## Aim
Make an exact copy of all the entries, but do not reproduce the pictures.

## Data excerpts
§
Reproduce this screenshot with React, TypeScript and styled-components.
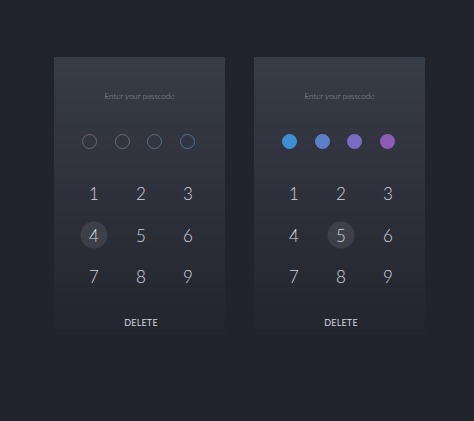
import React from "react";
import styled, { createGlobalStyle } from "styled-components";

const Global = createGlobalStyle`
  html, body { margin: 0; padding: 0; background: #21242c; }
  body { font-family: Lato, "Open Sans", "Liberation Sans", sans-serif; }
`;

const Page = styled.div`
  width: 474px;
  height: 421px;
  background: #21242c;
  display: flex;
  gap: 29px;
  padding: 57px 0 0 54px;
  box-sizing: border-box;
`;

const Card = styled.div`
  width: 171px;
  height: 278px;
  background: linear-gradient(180deg, #383c47 0%, #2f323c 45%, #22252d 100%);
  display: flex;
  flex-direction: column;
  align-items: center;
  padding-top: 34px;
  box-sizing: border-box;
`;

const Title = styled.div`
  font-size: 8px;
  line-height: 10px;
  font-weight: 300;
  color: #959aa4;
`;

const Dots = styled.div`
  display: flex;
  gap: 17.5px;
  margin-top: 32.5px;
  margin-left: -2px;
`;

const Dot = styled.div<{ $color: string; $filled: boolean }>`
  width: 15px;
  height: 15px;
  border-radius: 50%;
  box-sizing: border-box;
  border: ${(p) => (p.$filled ? "none" : `1.2px solid ${p.$color}`)};
  background: ${(p) => (p.$filled ? p.$color : "transparent")};
`;

const Keypad = styled.div`
  display: grid;
  grid-template-columns: repeat(3, 47px);
  grid-auto-rows: 41.5px;
  margin-top: 24.5px;
  padding-left: 3px;
`;

const Key = styled.div<{ $active: boolean }>`
  display: flex;
  align-items: center;
  justify-content: center;
  position: relative;
  font-size: 17px;
  font-weight: 300;
  color: #d3d6dd;
  &::before {
    content: "";
    position: absolute;
    width: 27px;
    height: 27px;
    border-radius: 50%;
    left: 50%;
    top: 50%;
    transform: translate(-50%, -50%);
    background: ${(p) => (p.$active ? "rgba(255,255,255,0.09)" : "transparent")};
  }
  span { position: relative; }
`;

const Delete = styled.div`
  margin-top: 19px;
  font-size: 9px;
  line-height: 12px;
  font-weight: 400;
  letter-spacing: 0.2px;
  color: #d4d7df;
  padding-left: 3px;
`;

const outlineColors = ["#6a6579", "#646a7c", "#5d6b82", "#4d6f96"];
const fillColors = ["#3e8fd1", "#5c80c8", "#7a6cc0", "#8e5cb6"];

function Pad({ filled, active }: { filled: boolean; active: number }) {
  const colors = filled ? fillColors : outlineColors;
  return (
    <Card>
      <Title>Enter your passcode</Title>
      <Dots>
        {colors.map((c, i) => (
          <Dot key={i} $color={c} $filled={filled} />
        ))}
      </Dots>
      <Keypad>
        {[1, 2, 3, 4, 5, 6, 7, 8, 9].map((n) => (
          <Key key={n} $active={n === active}>
            <span>{n}</span>
          </Key>
        ))}
      </Keypad>
      <Delete>DELETE</Delete>
    </Card>
  );
}

export default function App() {
  return (
    <>
      <Global />
      <Page>
        <Pad filled={false} active={4} />
        <Pad filled={true} active={5} />
      </Page>
    </>
  );
}
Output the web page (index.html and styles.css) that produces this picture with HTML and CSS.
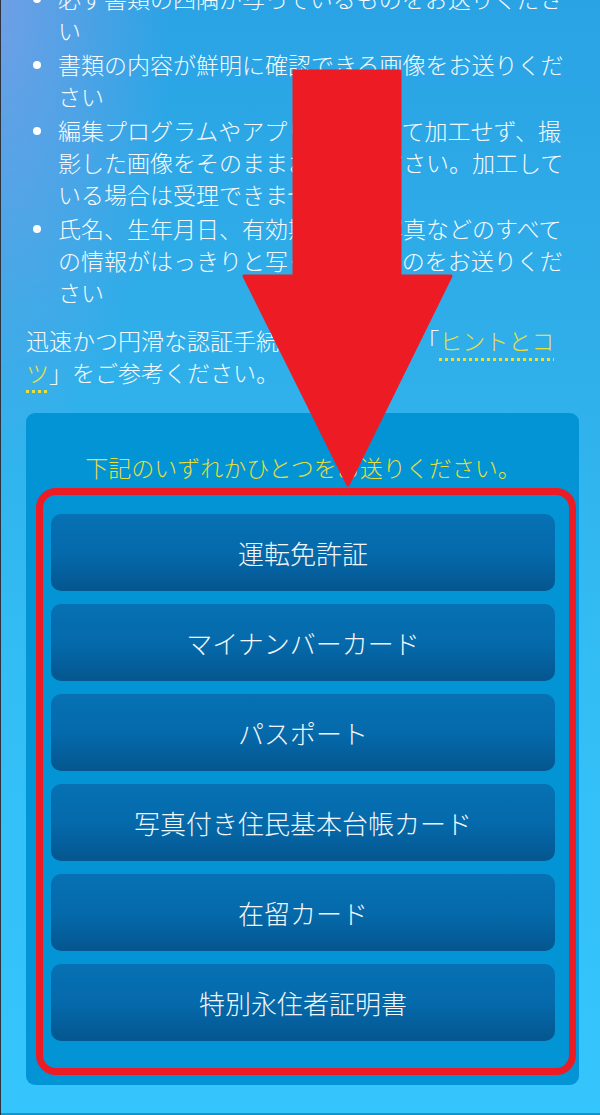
FILE: index.html
```html
<!DOCTYPE html>
<html lang="ja">
<head>
    <meta charset="utf-8">
    <link rel="stylesheet" href="styles.css">
</head>
<body>
    <div class="screen">
        <div class="content">
            <ul class="rules">
                <li>必ず書類の四隅が写っているものをお送りください</li>
                <li>書類の内容が鮮明に確認できる画像をお送りください</li>
                <li>編集プログラムやアプリを使用して加工せず、撮影した画像をそのままお送りください。加工している場合は受理できません。</li>
                <li>氏名、生年月日、有効期限、顔写真などのすべての情報がはっきりと写っているものをお送りください</li>
            </ul>
            <p class="hint">迅速かつ円滑な認証手続きのために、「<a class="hint-link" href="#">ヒントとコツ</a>」をご参考ください。</p>

            <div class="doc-box">
                <p class="doc-title">下記のいずれかひとつをお送りください。</p>
                <div class="doc-list">
                    <button class="doc-btn">運転免許証</button>
                    <button class="doc-btn">マイナンバーカード</button>
                    <button class="doc-btn">パスポート</button>
                    <button class="doc-btn">写真付き住民基本台帳カード</button>
                    <button class="doc-btn">在留カード</button>
                    <button class="doc-btn">特別永住者証明書</button>
                </div>
                <!-- annotation frame drawn over the buttons -->
                <div class="mark-frame"></div>
            </div>
        </div>
        <div class="next-section"></div>

        <!-- annotation arrow -->
        <svg class="mark-arrow" width="600" height="1115" viewBox="0 0 600 1115">
            <polygon points="293,71 399,71 399,276 450,276 347,485 243,276 293,276"
                     fill="#ed1c24" stroke="#ed1c24" stroke-width="3" stroke-linejoin="round"/>
        </svg>
    </div>
</body>
</html>
```

FILE: styles.css
```css
html, body {
    margin: 0;
    padding: 0;
}
body {
    font-family: "Noto Sans CJK JP", "Noto Sans", sans-serif;
    font-weight: 300;
    color: #f5fafe;
    text-spacing-trim: space-all;
}
.screen {
    position: relative;
    width: 600px;
    height: 1115px;
    overflow: hidden;
    box-sizing: border-box;
    border-left: 1px solid #2a3340;
    background:
        radial-gradient(ellipse 170px 460px at 0 0, rgba(128, 158, 230, 0.8), rgba(128, 158, 230, 0) 100%),
        linear-gradient(to bottom, #2aa3e4 0%, #2faee9 30%, #33bdf5 60%, #35c5fd 100%);
}
.content {
    padding: 0 26px 0 25px;
    margin-top: -18px;
}
.rules {
    list-style: none;
    margin: 0;
    padding: 0 0 0 32px;
    font-size: 23px;
    line-height: 32px;
}
.rules li {
    position: relative;
    margin-bottom: 2px;
}
.rules li::before {
    content: "";
    position: absolute;
    left: -25px;
    top: 13px;
    width: 8px;
    height: 8px;
    border-radius: 50%;
    background-color: #fff;
}
.hint {
    margin: 16px 0 0;
    font-size: 23px;
    line-height: 32px;
}
.hint-link {
    color: #ece03c;
    text-decoration: underline dotted #ece03c;
    text-decoration-thickness: 3px;
    text-underline-offset: 8px;
}
.doc-box {
    position: relative;
    margin: 25px -5px 0 0;
    padding: 38px 24px 44px 25px;
    background-color: #0294d5;
    border-radius: 9px;
}
.doc-title {
    margin: 0 0 31px;
    text-align: center;
    font-size: 23px;
    line-height: 32px;
    color: #e8dd3a;
}
.doc-list {
    display: flex;
    flex-direction: column;
    gap: 13px;
}
.doc-btn {
    display: flex;
    align-items: center;
    justify-content: center;
    height: 77px;
    padding: 0;
    border: none;
    border-radius: 10px;
    background: linear-gradient(to bottom, #0671b4 0%, #056aab 50%, #04568f 100%);
    color: #f2f6fa;
    font-family: inherit;
    font-weight: inherit;
    font-size: 26px;
    cursor: pointer;
}
.mark-frame {
    position: absolute;
    left: 10px;
    top: 75px;
    width: 540px;
    height: 587px;
    box-sizing: border-box;
    border: 7px solid #ed1c24;
    border-radius: 20px;
    pointer-events: none;
}
.next-section {
    margin-top: 28px;
    height: 12px;
    background-color: #1a93cc;
}
.mark-arrow {
    position: absolute;
    top: 0;
    left: 0;
    pointer-events: none;
}
```
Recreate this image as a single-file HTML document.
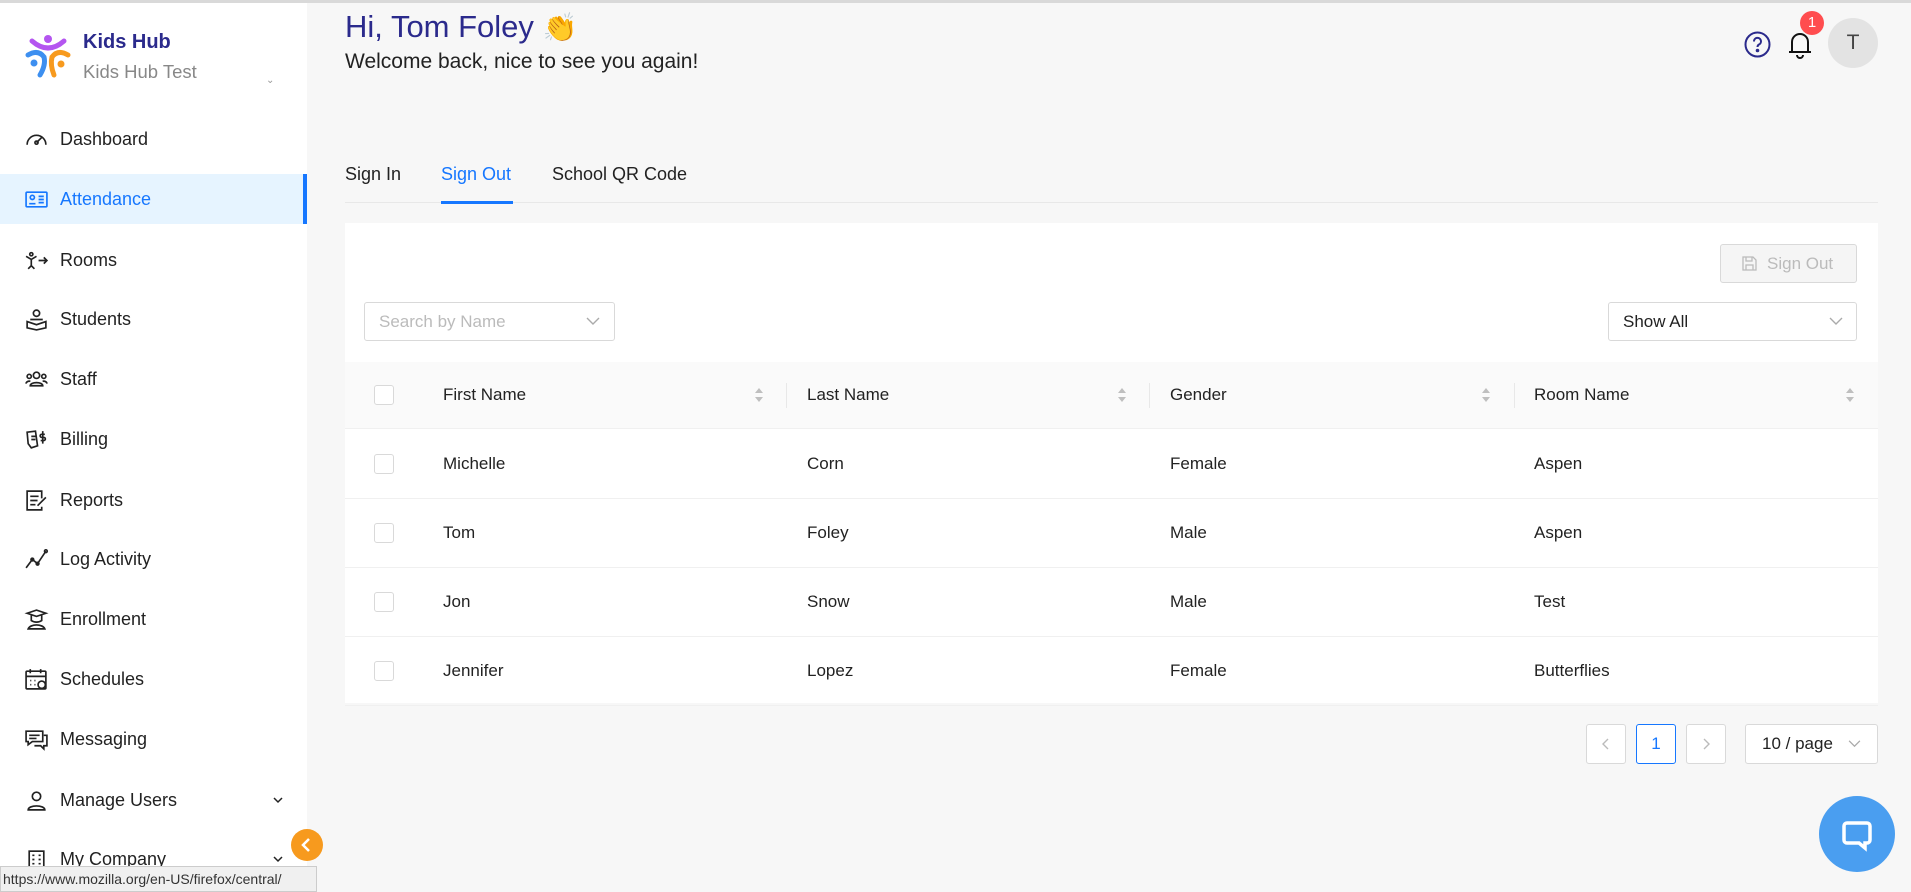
§
## Answer to this problem
Reproduce this screenshot with React, TypeScript and styled-components.
import React from "react";
import styled, { createGlobalStyle } from "styled-components";

const Global = createGlobalStyle`
  html, body { margin: 0; padding: 0; background: #21242c; }
  body { font-family: Lato, "Open Sans", "Liberation Sans", sans-serif; }
`;

const Page = styled.div`
  width: 474px;
  height: 421px;
  background: #21242c;
  display: flex;
  gap: 29px;
  padding: 57px 0 0 54px;
  box-sizing: border-box;
`;

const Card = styled.div`
  width: 171px;
  height: 278px;
  background: linear-gradient(180deg, #383c47 0%, #2f323c 45%, #22252d 100%);
  display: flex;
  flex-direction: column;
  align-items: center;
  padding-top: 34px;
  box-sizing: border-box;
`;

const Title = styled.div`
  font-size: 8px;
  line-height: 10px;
  font-weight: 300;
  color: #959aa4;
`;

const Dots = styled.div`
  display: flex;
  gap: 17.5px;
  margin-top: 32.5px;
  margin-left: -2px;
`;

const Dot = styled.div<{ $color: string; $filled: boolean }>`
  width: 15px;
  height: 15px;
  border-radius: 50%;
  box-sizing: border-box;
  border: ${(p) => (p.$filled ? "none" : `1.2px solid ${p.$color}`)};
  background: ${(p) => (p.$filled ? p.$color : "transparent")};
`;

const Keypad = styled.div`
  display: grid;
  grid-template-columns: repeat(3, 47px);
  grid-auto-rows: 41.5px;
  margin-top: 24.5px;
  padding-left: 3px;
`;

const Key = styled.div<{ $active: boolean }>`
  display: flex;
  align-items: center;
  justify-content: center;
  position: relative;
  font-size: 17px;
  font-weight: 300;
  color: #d3d6dd;
  &::before {
    content: "";
    position: absolute;
    width: 27px;
    height: 27px;
    border-radius: 50%;
    left: 50%;
    top: 50%;
    transform: translate(-50%, -50%);
    background: ${(p) => (p.$active ? "rgba(255,255,255,0.09)" : "transparent")};
  }
  span { position: relative; }
`;

const Delete = styled.div`
  margin-top: 19px;
  font-size: 9px;
  line-height: 12px;
  font-weight: 400;
  letter-spacing: 0.2px;
  color: #d4d7df;
  padding-left: 3px;
`;

const outlineColors = ["#6a6579", "#646a7c", "#5d6b82", "#4d6f96"];
const fillColors = ["#3e8fd1", "#5c80c8", "#7a6cc0", "#8e5cb6"];

function Pad({ filled, active }: { filled: boolean; active: number }) {
  const colors = filled ? fillColors : outlineColors;
  return (
    <Card>
      <Title>Enter your passcode</Title>
      <Dots>
        {colors.map((c, i) => (
          <Dot key={i} $color={c} $filled={filled} />
        ))}
      </Dots>
      <Keypad>
        {[1, 2, 3, 4, 5, 6, 7, 8, 9].map((n) => (
          <Key key={n} $active={n === active}>
            <span>{n}</span>
          </Key>
        ))}
      </Keypad>
      <Delete>DELETE</Delete>
    </Card>
  );
}

export default function App() {
  return (
    <>
      <Global />
      <Page>
        <Pad filled={false} active={4} />
        <Pad filled={true} active={5} />
      </Page>
    </>
  );
}
Output the web page (index.html and styles.css) that produces this picture with HTML and CSS.
FILE: index.html
```html
<!DOCTYPE html>
<html lang="ja">
<head>
    <meta charset="utf-8">
    <link rel="stylesheet" href="styles.css">
</head>
<body>
    <div class="screen">
        <div class="content">
            <ul class="rules">
                <li>必ず書類の四隅が写っているものをお送りください</li>
                <li>書類の内容が鮮明に確認できる画像をお送りください</li>
                <li>編集プログラムやアプリを使用して加工せず、撮影した画像をそのままお送りください。加工している場合は受理できません。</li>
                <li>氏名、生年月日、有効期限、顔写真などのすべての情報がはっきりと写っているものをお送りください</li>
            </ul>
            <p class="hint">迅速かつ円滑な認証手続きのために、「<a class="hint-link" href="#">ヒントとコツ</a>」をご参考ください。</p>

            <div class="doc-box">
                <p class="doc-title">下記のいずれかひとつをお送りください。</p>
                <div class="doc-list">
                    <button class="doc-btn">運転免許証</button>
                    <button class="doc-btn">マイナンバーカード</button>
                    <button class="doc-btn">パスポート</button>
                    <button class="doc-btn">写真付き住民基本台帳カード</button>
                    <button class="doc-btn">在留カード</button>
                    <button class="doc-btn">特別永住者証明書</button>
                </div>
                <!-- annotation frame drawn over the buttons -->
                <div class="mark-frame"></div>
            </div>
        </div>
        <div class="next-section"></div>

        <!-- annotation arrow -->
        <svg class="mark-arrow" width="600" height="1115" viewBox="0 0 600 1115">
            <polygon points="293,71 399,71 399,276 450,276 347,485 243,276 293,276"
                     fill="#ed1c24" stroke="#ed1c24" stroke-width="3" stroke-linejoin="round"/>
        </svg>
    </div>
</body>
</html>
```

FILE: styles.css
```css
html, body {
    margin: 0;
    padding: 0;
}
body {
    font-family: "Noto Sans CJK JP", "Noto Sans", sans-serif;
    font-weight: 300;
    color: #f5fafe;
    text-spacing-trim: space-all;
}
.screen {
    position: relative;
    width: 600px;
    height: 1115px;
    overflow: hidden;
    box-sizing: border-box;
    border-left: 1px solid #2a3340;
    background:
        radial-gradient(ellipse 170px 460px at 0 0, rgba(128, 158, 230, 0.8), rgba(128, 158, 230, 0) 100%),
        linear-gradient(to bottom, #2aa3e4 0%, #2faee9 30%, #33bdf5 60%, #35c5fd 100%);
}
.content {
    padding: 0 26px 0 25px;
    margin-top: -18px;
}
.rules {
    list-style: none;
    margin: 0;
    padding: 0 0 0 32px;
    font-size: 23px;
    line-height: 32px;
}
.rules li {
    position: relative;
    margin-bottom: 2px;
}
.rules li::before {
    content: "";
    position: absolute;
    left: -25px;
    top: 13px;
    width: 8px;
    height: 8px;
    border-radius: 50%;
    background-color: #fff;
}
.hint {
    margin: 16px 0 0;
    font-size: 23px;
    line-height: 32px;
}
.hint-link {
    color: #ece03c;
    text-decoration: underline dotted #ece03c;
    text-decoration-thickness: 3px;
    text-underline-offset: 8px;
}
.doc-box {
    position: relative;
    margin: 25px -5px 0 0;
    padding: 38px 24px 44px 25px;
    background-color: #0294d5;
    border-radius: 9px;
}
.doc-title {
    margin: 0 0 31px;
    text-align: center;
    font-size: 23px;
    line-height: 32px;
    color: #e8dd3a;
}
.doc-list {
    display: flex;
    flex-direction: column;
    gap: 13px;
}
.doc-btn {
    display: flex;
    align-items: center;
    justify-content: center;
    height: 77px;
    padding: 0;
    border: none;
    border-radius: 10px;
    background: linear-gradient(to bottom, #0671b4 0%, #056aab 50%, #04568f 100%);
    color: #f2f6fa;
    font-family: inherit;
    font-weight: inherit;
    font-size: 26px;
    cursor: pointer;
}
.mark-frame {
    position: absolute;
    left: 10px;
    top: 75px;
    width: 540px;
    height: 587px;
    box-sizing: border-box;
    border: 7px solid #ed1c24;
    border-radius: 20px;
    pointer-events: none;
}
.next-section {
    margin-top: 28px;
    height: 12px;
    background-color: #1a93cc;
}
.mark-arrow {
    position: absolute;
    top: 0;
    left: 0;
    pointer-events: none;
}
```
Recreate this image as a single-file HTML document.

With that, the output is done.